A couple at Bodensee. Photo: DPA
Traditional first-date venues like bars, restaurants and cinemas have been off limits recently because they were closed due to the shutdown to limit the Covid-19 spread, although many are reopening again with rules.
Hamburg-based couples therapist and dating coach Eric Hegmann, told The Local that intimacy can still be created without meeting in person.
“Although we may not meet as quickly anymore, and the first date in the café is not possible, emotional closeness can also be created online,” he said.
“That means concentrating on face-to-face communication: listening carefully, asking questions, talking about feelings – superficial small talk does not help you to get to know one another nor does it help against loneliness.”
Hegmann added that he believes single people in Germany had “listened to the recommendations of the Robert Koch Institute as well as to the rules of the federal government and were taking precautionary measures even in moments of loneliness”.
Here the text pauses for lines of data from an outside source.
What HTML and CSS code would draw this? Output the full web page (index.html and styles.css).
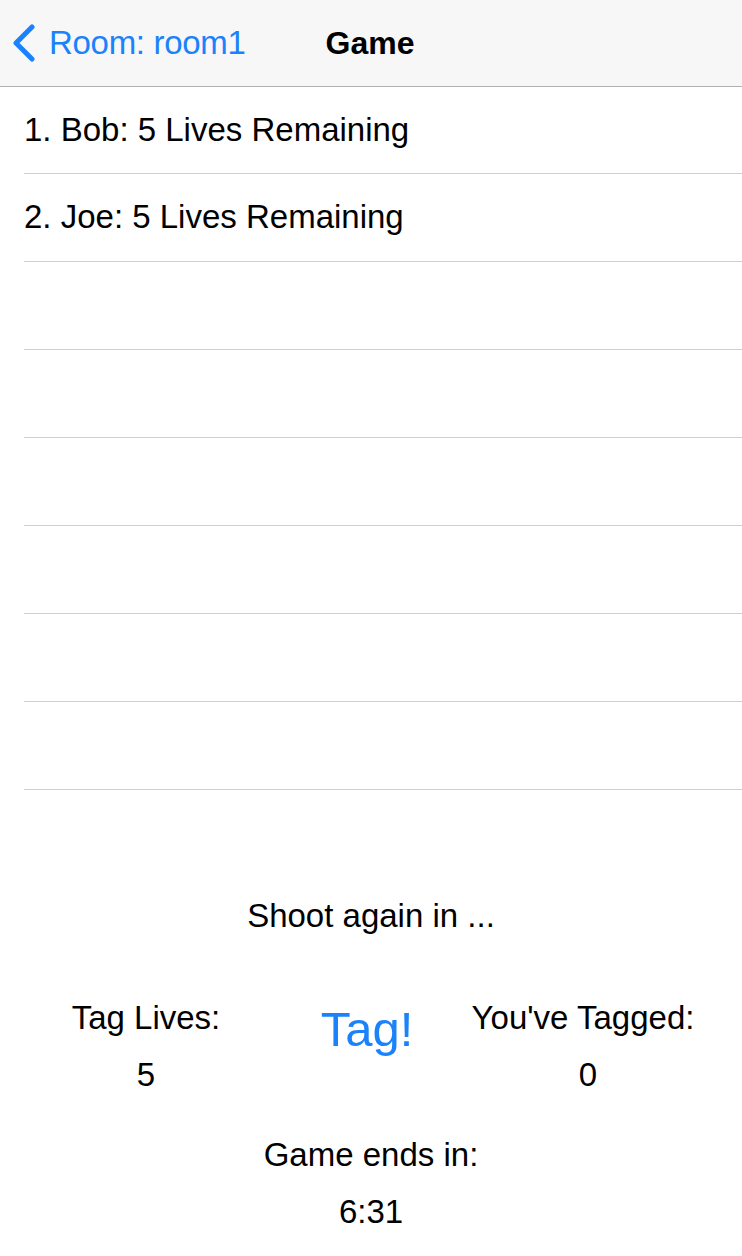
FILE: index.html
```html
<!DOCTYPE html>
<html>
<head>
<meta charset="utf-8">
<link rel="stylesheet" href="styles.css">
</head>
<body>
<div class="screen">
  <header class="navbar">
    <div class="back">
      <svg class="chevron" width="26" height="38" viewBox="0 0 26 38"><path d="M22 3 L6 19 L22 35" fill="none" stroke="#1a82fb" stroke-width="5" stroke-linecap="round" stroke-linejoin="round"/></svg>
      <span class="back-label">Room: room1</span>
    </div>
    <div class="title">Game</div>
  </header>
  <ul class="list">
    <li class="row first">1. Bob: 5 Lives Remaining</li>
    <li class="row">2. Joe: 5 Lives Remaining</li>
    <li class="row"></li>
    <li class="row"></li>
    <li class="row"></li>
    <li class="row"></li>
    <li class="row"></li>
    <li class="row"></li>
  </ul>
  <section class="controls">
    <div class="shoot">Shoot again in ...</div>
    <div class="stats">
      <div class="stat left">
        <div class="label">Tag Lives:</div>
        <div class="value">5</div>
      </div>
      <div class="tag">Tag!</div>
      <div class="stat right">
        <div class="label">You've Tagged:</div>
        <div class="value shifted">0</div>
      </div>
    </div>
    <div class="timer">
      <div class="label">Game ends in:</div>
      <div class="value">6:31</div>
    </div>
  </section>
</div>
</body>
</html>
```

FILE: styles.css
```css
* { box-sizing: border-box; }
html, body { margin: 0; padding: 0; background: #fff; }
body { font-family: "Liberation Sans", Arial, sans-serif; color: #000; }
.screen { width: 742px; height: 1256px; overflow: hidden; }
.navbar {
  height: 87px;
  background: #f7f7f7;
  border-bottom: 1px solid #b2b2b2;
  display: flex;
  align-items: center;
  position: relative;
}
.back { display: flex; align-items: center; padding-left: 10px; }
.chevron { display: block; }
.back-label { color: #1a82fb; font-size: 33px; margin-left: 13px; letter-spacing: -0.3px; }
.title {
  position: absolute; left: 0; right: 0; text-align: center;
  font-weight: bold; font-size: 32px; margin-left: -2px; pointer-events: none;
}
.list { list-style: none; margin: 0; padding: 0 0 0 24px; }
.row {
  height: 88px;
  border-bottom: 1px solid #d0d0d0;
  display: flex; align-items: center;
  font-size: 33px; line-height: 38px;
  padding-bottom: 2px;
}
.row.first { height: 87px; padding-bottom: 0; }
.controls { display: flex; flex-direction: column; align-items: center; padding-top: 107px; font-size: 33px; line-height: 38px; }
.stats { display: flex; width: 100%; align-items: flex-start; margin-top: 64px; }
.stat { display: flex; flex-direction: column; align-items: center; }
.stat.left { width: 292px; }
.stat.right { width: 318px; margin-left: auto; }
.value { margin-top: 19px; }
.value.shifted { padding-left: 10px; }
.tag { color: #1a82fb; font-size: 49px; line-height: 56px; margin-top: 2px; flex: 1; text-align: center; padding-left: 18px; }
.timer { display: flex; flex-direction: column; align-items: center; margin-top: 42px; }
```
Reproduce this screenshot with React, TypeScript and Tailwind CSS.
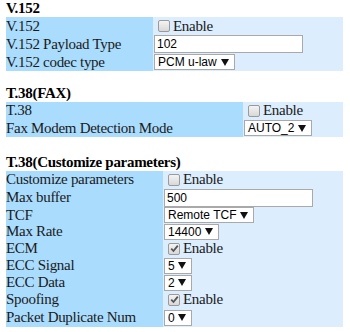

How have people in Germany been dating?
Many have been turning to online dating apps and sites such as Tinder, Hinge and Bumble.
“The apps have been very busy because everyone's been at home on their phones more – it can be a bit overwhelming, but does seem to be getting me more matches than usual,” a 29-year-old woman in Berlin told The Local.
The copywriter, who's originally from the UK, said that dating during the pandemic posed a bit of a moral dilemma.
“On the one hand, you want to be as careful and responsible as possible to limit the spread of the virus,” she said.
“But on the other hand, you haven't so much as held anyone's hand in over three months! I'm not really sure how to reconcile these two things – I imagine it must be particularly hard for people who live alone.”
The 29-year-old has turned to a combination of video calls and social distancing dates.
“It's forced me to be a bit more creative – instead of just going to a dark and smoky bar of an evening, now I've had to try other, maybe more old-fashioned-feeling stuff like walks along the river, picnics in parks, and visits to museums.
“Or having a phone date that's all about the conversation. I'm sure there's a fair few people saying “f*ck it” and continuing to hook up like nothing's happening, but I for one am enjoying the slower pace of socially distant dating. It forces you to put emotional connection before the physical stuff.”
A 35-year-old man in Berlin told us he'd experienced some rule breaking.
“On one date, the other person kept flouting social distancing measures and went in for a huge kiss at the end, despite me resisting,” he said. “It felt weirdly romantic, a little intrusive but mostly sweet intentioned.”
On another date I was very relieved as I could use distancing measures to enforce a boundary, though I think people are struggling not to touch or get too close.
“I think the German government has given clear advice but people are fed up after some months, and I think it’s giving people cabin fever. So many are fed up with having to abstain from contact.”
So when will this change?
Experts have repeatedly talked about the importance of social distancing in ensuring the spread of coronavirus remains at bay.
The latest contact restriction rules remain in place in Germany until June 29th, and after that we don't know what will happen. However, it's likely social distancing in some form will be in place for a long time.
Hegmann said it could, however, be a good time to create strong connections. He also said people are tending to focus more on one person if they have a connection, rather than dating several people at once.
“I’ve been hearing from singles that their conversations are currently becoming deeper, that there is more demand to get to know people's feelings, their fears, their thoughts,” he said.